Error, error on the wall

Your problem is that you're looking at the wrong part of the compiler error message. You're focusing on

Couldn't match expected type `State SourcePos' with actual type `Identity'

when you should be focusing on

Expected type: P.GenTokenParser ...
  Actual type: P.TokenParser ...

It compiles!

Where you "import" parsers from Text.Parsec.Token, what you actually do, of course (as you briefly mentioned) is first to define a record your language parameters and then to pass this to the function makeTokenParser, which returns a record containing the token parsers.
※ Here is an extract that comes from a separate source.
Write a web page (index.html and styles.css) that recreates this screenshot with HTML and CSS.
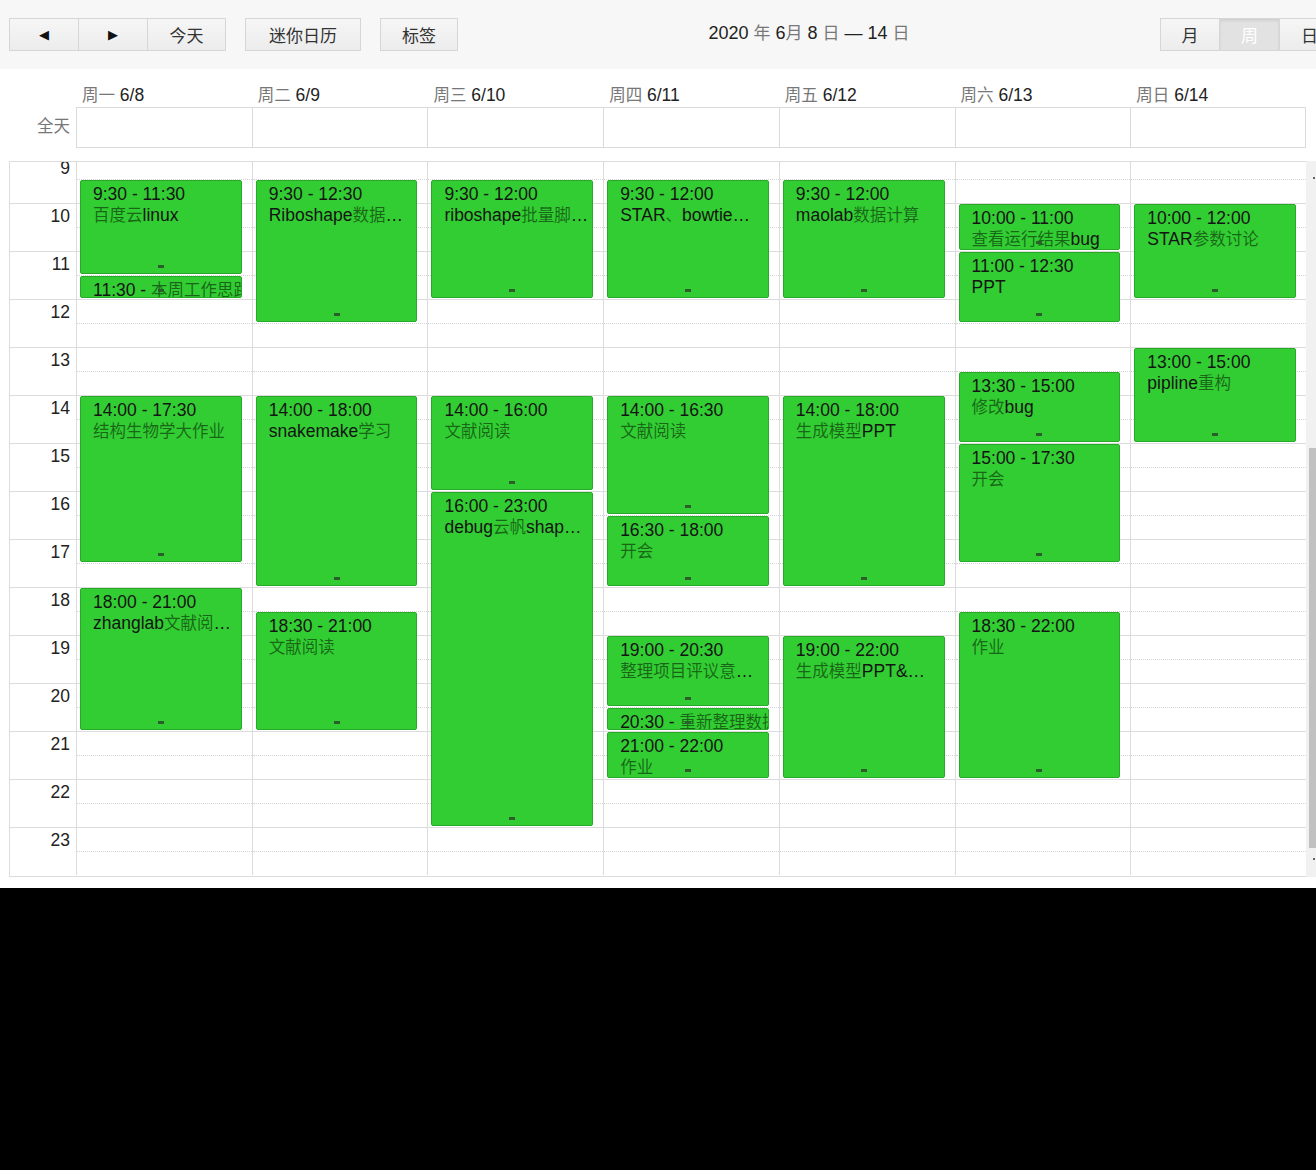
FILE: index.html
```html
<!DOCTYPE html>
<html lang="zh">
<head>
<meta charset="utf-8">
<title>周视图</title>
<link rel="stylesheet" href="styles.css">
</head>
<body>
<div class="page">
  <div class="toolbar">
    <div class="group">
      <div class="btn w70 arrow">&#9664;</div>
      <div class="btn w69 arrow">&#9654;</div>
      <div class="btn w78">今天</div>
    </div>
    <div class="btn w116 gap">迷你日历</div>
    <div class="btn w78 gap">标签</div>
    <div class="title">2020 <span class="zh">年</span> 6<span class="zh">月</span> 8 <span class="zh">日</span> — 14 <span class="zh">日</span></div>
    <div class="group">
      <div class="btn w60">月</div>
      <div class="btn w60 active">周</div>
      <div class="btn w60">日</div>
    </div>
  </div>

  <div class="dayhead">
    <div></div>
    <div class="dname"><span class="zh">周一</span> 6/8</div>
    <div class="dname"><span class="zh">周二</span> 6/9</div>
    <div class="dname"><span class="zh">周三</span> 6/10</div>
    <div class="dname"><span class="zh">周四</span> 6/11</div>
    <div class="dname"><span class="zh">周五</span> 6/12</div>
    <div class="dname"><span class="zh">周六</span> 6/13</div>
    <div class="dname"><span class="zh">周日</span> 6/14</div>
  </div>

  <div class="allday">
    <div class="alllabel">全天</div>
    <div class="acell"></div>
    <div class="acell"></div>
    <div class="acell"></div>
    <div class="acell"></div>
    <div class="acell"></div>
    <div class="acell"></div>
    <div class="acell last"></div>
  </div>

  <div class="main">
    <div class="cal">
      <div class="cols">
        <div class="tcol">
          <div class="tslot">9</div><div class="tslot">10</div><div class="tslot">11</div><div class="tslot">12</div><div class="tslot">13</div><div class="tslot">14</div><div class="tslot">15</div><div class="tslot">16</div><div class="tslot">17</div><div class="tslot">18</div><div class="tslot">19</div><div class="tslot">20</div><div class="tslot">21</div><div class="tslot">22</div><div class="tslot">23</div>
        </div>

        <!-- Monday -->
        <div class="dcol">
          <div class="slot"></div><div class="slot"></div><div class="slot"></div><div class="slot"></div><div class="slot"></div><div class="slot"></div><div class="slot"></div><div class="slot"></div><div class="slot"></div><div class="slot"></div><div class="slot"></div><div class="slot"></div><div class="slot"></div><div class="slot"></div><div class="slot"></div>
          <div class="ev" style="top:25px;height:94px"><div class="t">9:30 - 11:30</div><div class="n"><span class="zh">百度云</span>linux</div><span class="h"></span></div>
          <div class="ev" style="top:121px;height:22px"><div class="t">11:30 - <span class="zh">本周工作思路</span></div><span class="h"></span></div>
          <div class="ev" style="top:241px;height:166px"><div class="t">14:00 - 17:30</div><div class="n"><span class="zh">结构生物学大作业</span></div><span class="h"></span></div>
          <div class="ev" style="top:433px;height:142px"><div class="t">18:00 - 21:00</div><div class="n">zhanglab<span class="zh">文献阅</span>…</div><span class="h"></span></div>
        </div>

        <!-- Tuesday -->
        <div class="dcol">
          <div class="slot"></div><div class="slot"></div><div class="slot"></div><div class="slot"></div><div class="slot"></div><div class="slot"></div><div class="slot"></div><div class="slot"></div><div class="slot"></div><div class="slot"></div><div class="slot"></div><div class="slot"></div><div class="slot"></div><div class="slot"></div><div class="slot"></div>
          <div class="ev" style="top:25px;height:142px"><div class="t">9:30 - 12:30</div><div class="n">Riboshape<span class="zh">数据</span>…</div><span class="h"></span></div>
          <div class="ev" style="top:241px;height:190px"><div class="t">14:00 - 18:00</div><div class="n">snakemake<span class="zh">学习</span></div><span class="h"></span></div>
          <div class="ev" style="top:457px;height:118px"><div class="t">18:30 - 21:00</div><div class="n"><span class="zh">文献阅读</span></div><span class="h"></span></div>
        </div>

        <!-- Wednesday -->
        <div class="dcol">
          <div class="slot"></div><div class="slot"></div><div class="slot"></div><div class="slot"></div><div class="slot"></div><div class="slot"></div><div class="slot"></div><div class="slot"></div><div class="slot"></div><div class="slot"></div><div class="slot"></div><div class="slot"></div><div class="slot"></div><div class="slot"></div><div class="slot"></div>
          <div class="ev" style="top:25px;height:118px"><div class="t">9:30 - 12:00</div><div class="n">riboshape<span class="zh">批量脚</span>…</div><span class="h"></span></div>
          <div class="ev" style="top:241px;height:94px"><div class="t">14:00 - 16:00</div><div class="n"><span class="zh">文献阅读</span></div><span class="h"></span></div>
          <div class="ev" style="top:337px;height:334px"><div class="t">16:00 - 23:00</div><div class="n">debug<span class="zh">云帆</span>shap…</div><span class="h"></span></div>
        </div>

        <!-- Thursday -->
        <div class="dcol">
          <div class="slot"></div><div class="slot"></div><div class="slot"></div><div class="slot"></div><div class="slot"></div><div class="slot"></div><div class="slot"></div><div class="slot"></div><div class="slot"></div><div class="slot"></div><div class="slot"></div><div class="slot"></div><div class="slot"></div><div class="slot"></div><div class="slot"></div>
          <div class="ev" style="top:25px;height:118px"><div class="t">9:30 - 12:00</div><div class="n">STAR<span class="zh">、</span>bowtie…</div><span class="h"></span></div>
          <div class="ev" style="top:241px;height:118px"><div class="t">14:00 - 16:30</div><div class="n"><span class="zh">文献阅读</span></div><span class="h"></span></div>
          <div class="ev" style="top:361px;height:70px"><div class="t">16:30 - 18:00</div><div class="n"><span class="zh">开会</span></div><span class="h"></span></div>
          <div class="ev" style="top:481px;height:70px"><div class="t">19:00 - 20:30</div><div class="n"><span class="zh">整理项目评议意</span>…</div><span class="h"></span></div>
          <div class="ev" style="top:553px;height:22px"><div class="t">20:30 - <span class="zh">重新整理数据</span></div><span class="h"></span></div>
          <div class="ev" style="top:577px;height:46px"><div class="t">21:00 - 22:00</div><div class="n"><span class="zh">作业</span></div><span class="h"></span></div>
        </div>

        <!-- Friday -->
        <div class="dcol">
          <div class="slot"></div><div class="slot"></div><div class="slot"></div><div class="slot"></div><div class="slot"></div><div class="slot"></div><div class="slot"></div><div class="slot"></div><div class="slot"></div><div class="slot"></div><div class="slot"></div><div class="slot"></div><div class="slot"></div><div class="slot"></div><div class="slot"></div>
          <div class="ev" style="top:25px;height:118px"><div class="t">9:30 - 12:00</div><div class="n">maolab<span class="zh">数据计算</span></div><span class="h"></span></div>
          <div class="ev" style="top:241px;height:190px"><div class="t">14:00 - 18:00</div><div class="n"><span class="zh">生成模型</span>PPT</div><span class="h"></span></div>
          <div class="ev" style="top:481px;height:142px"><div class="t">19:00 - 22:00</div><div class="n"><span class="zh">生成模型</span>PPT&amp;…</div><span class="h"></span></div>
        </div>

        <!-- Saturday -->
        <div class="dcol">
          <div class="slot"></div><div class="slot"></div><div class="slot"></div><div class="slot"></div><div class="slot"></div><div class="slot"></div><div class="slot"></div><div class="slot"></div><div class="slot"></div><div class="slot"></div><div class="slot"></div><div class="slot"></div><div class="slot"></div><div class="slot"></div><div class="slot"></div>
          <div class="ev" style="top:49px;height:46px"><div class="t">10:00 - 11:00</div><div class="n"><span class="zh">查看运行结果</span>bug</div><span class="h"></span></div>
          <div class="ev" style="top:97px;height:70px"><div class="t">11:00 - 12:30</div><div class="n">PPT</div><span class="h"></span></div>
          <div class="ev" style="top:217px;height:70px"><div class="t">13:30 - 15:00</div><div class="n"><span class="zh">修改</span>bug</div><span class="h"></span></div>
          <div class="ev" style="top:289px;height:118px"><div class="t">15:00 - 17:30</div><div class="n"><span class="zh">开会</span></div><span class="h"></span></div>
          <div class="ev" style="top:457px;height:166px"><div class="t">18:30 - 22:00</div><div class="n"><span class="zh">作业</span></div><span class="h"></span></div>
        </div>

        <!-- Sunday -->
        <div class="dcol">
          <div class="slot"></div><div class="slot"></div><div class="slot"></div><div class="slot"></div><div class="slot"></div><div class="slot"></div><div class="slot"></div><div class="slot"></div><div class="slot"></div><div class="slot"></div><div class="slot"></div><div class="slot"></div><div class="slot"></div><div class="slot"></div><div class="slot"></div>
          <div class="ev" style="top:49px;height:94px"><div class="t">10:00 - 12:00</div><div class="n">STAR<span class="zh">参数讨论</span></div><span class="h"></span></div>
          <div class="ev" style="top:193px;height:94px"><div class="t">13:00 - 15:00</div><div class="n">pipline<span class="zh">重构</span></div><span class="h"></span></div>
        </div>
      </div>
    </div>
    <div class="vscroll">
      <div class="arr up"></div>
      <div class="thumb"></div>
      <div class="arr down"></div>
    </div>
  </div>
</div>
</body>
</html>
```

FILE: styles.css
```css
html {
  background: #000;
}
body {
  margin: 0;
  font-family: "Liberation Sans", Arial, "Noto Sans CJK SC", sans-serif;
  color: #222;
}
.page {
  width: 1316px;
  height: 888px;
  background: #fff;
  overflow: hidden;
}

/* toolbar */
.toolbar {
  width: 1340px;
  height: 69px;
  box-sizing: border-box;
  background: #f7f7f7;
  padding: 18px 0 0 9px;
  display: flex;
  align-items: flex-start;
  white-space: nowrap;
}
.group {
  display: flex;
}
.btn {
  height: 33px;
  box-sizing: border-box;
  border: 1px solid #d6d6d6;
  background: linear-gradient(#f6f6f6, #ececec);
  display: flex;
  align-items: center;
  justify-content: center;
  font-family: "Noto Sans CJK SC", sans-serif;
  font-size: 17px;
  color: #333;
}
.group .btn + .btn {
  border-left: none;
}
.btn.arrow {
  font-family: "DejaVu Sans", sans-serif;
  font-size: 13px;
  color: #111;
}
.btn.gap {
  margin-left: 19px;
}
.btn.active {
  background: #e2e2e2;
  box-shadow: inset 0 2px 3px rgba(0, 0, 0, 0.08);
  color: #fff;
}
.w60 { width: 60px; }
.w69 { width: 69px; }
.w70 { width: 70px; }
.w78 { width: 78px; }
.w116 { width: 116px; }

.title {
  flex: 1;
  text-align: center;
  font-size: 18px;
  line-height: 30px;
  color: #222;
}
.title .zh {
  font-size: 17px;
  color: #777;
}

/* day header */
.dayhead,
.allday {
  display: grid;
  grid-template-columns: 67px repeat(7, 1fr);
  width: 1297px;
  margin-left: 9px;
}
.dayhead {
  padding-top: 16px;
  height: 20px;
  margin-bottom: 2px;
}
.dname {
  padding-left: 6px;
  font-size: 17.5px;
  line-height: 20px;
  color: #222;
  white-space: nowrap;
}
.dname .zh {
  font-size: 16.5px;
  color: #777;
}
.allday {
  height: 41px;
}
.alllabel {
  text-align: right;
  padding-right: 6px;
  font-size: 16.5px;
  line-height: 38px;
  color: #777;
}
.acell {
  border: 1px solid #dadada;
  border-right: none;
}
.acell.last {
  border-right: 1px solid #dadada;
}

/* grid */
.main {
  display: flex;
  margin-top: 13px;
}
.cal {
  width: 1297px;
  height: 716px;
  margin-left: 9px;
  box-sizing: border-box;
  border: 1px solid #dcdcdc;
  border-right: none;
  overflow: hidden;
}
.cols {
  display: grid;
  grid-template-columns: 66px repeat(7, 1fr);
  margin-top: -7px;
}
.tslot {
  height: 48px;
  box-sizing: border-box;
  border-top: 1px solid #dcdcdc;
  text-align: right;
  padding: 3px 6px 0 0;
  font-size: 17.5px;
  line-height: 18px;
  color: #222;
}
.dcol {
  position: relative;
  border-left: 1px solid #dcdcdc;
}
.slot {
  height: 48px;
  box-sizing: border-box;
  border-top: 1px solid #dcdcdc;
}
.slot::after {
  content: "";
  display: block;
  margin-top: 23px;
  border-top: 1px dotted #d4d4d4;
}

/* events */
.ev {
  position: absolute;
  left: 3px;
  right: 10px;
  box-sizing: border-box;
  background: #32cd32;
  border: 1px solid #2aa82a;
  border-radius: 2px;
  padding: 3px 0 0 12px;
  overflow: hidden;
  font-size: 17.5px;
  line-height: 21px;
  color: #141414;
}
.ev .t,
.ev .n {
  white-space: nowrap;
  overflow: hidden;
  text-overflow: clip;
}
.ev .zh {
  font-size: 16.5px;
  color: rgba(0, 0, 0, 0.5);
}
.ev .h {
  position: absolute;
  left: 50%;
  bottom: 5px;
  width: 6px;
  height: 3px;
  margin-left: -3px;
  background: #2c5e2c;
}

/* scrollbar */
.vscroll {
  width: 10px;
  height: 716px;
  background: #f1f1f1;
  display: flex;
  flex-direction: column;
  align-items: flex-end;
}
.arr {
  width: 2px;
  height: 2px;
  background: #666;
  margin-right: 1px;
}
.arr.up {
  margin-top: 16px;
}
.thumb {
  width: 7px;
  height: 400px;
  background: #c1c1c1;
  margin-top: 269px;
}
.arr.down {
  margin-top: 10px;
}
```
You must therefore have some lines that look something like this:

import qualified Text.Parsec.Token as P

beetleDef :: P.LanguageDef st
beetleDef =
    haskellStyle {
        parameters, parameters etc.
        }

lexer :: P.TokenParser ()
lexer = P.makeTokenParser beetleDef

... but a P.LanguageDef st is just a GenLanguageDef String st Identity, and a P.TokenParser () is really a GenTokenParser String () Identity.

You must change your type declarations to the following:

import Control.Monad.State
import Text.Parsec.Pos (SourcePos)
import qualified Text.Parsec.Token as P

beetleDef :: P.GenLanguageDef String st (State SourcePos)
beetleDef =
    haskellStyle {
        parameters, parameters etc.
        }

lexer :: P.GenTokenParser String () (State SourcePos)
lexer = P.makeTokenParser beetleDef

... and that's it! This will allow your "imported" token parsers to have type ParsecT String () (State SourcePos) Something, instead of Parsec String () Something (which is an alias for ParsecT String () Identity Something) and your code should now compile.

(For maximum generality, I'm assuming that you might be defining the Parser type in a file separate from, and imported by, the file in which you define your actual parser functions. Hence the two repeated import statements.)

Thanks

Many thanks to Daniel Fischer for helping me with this.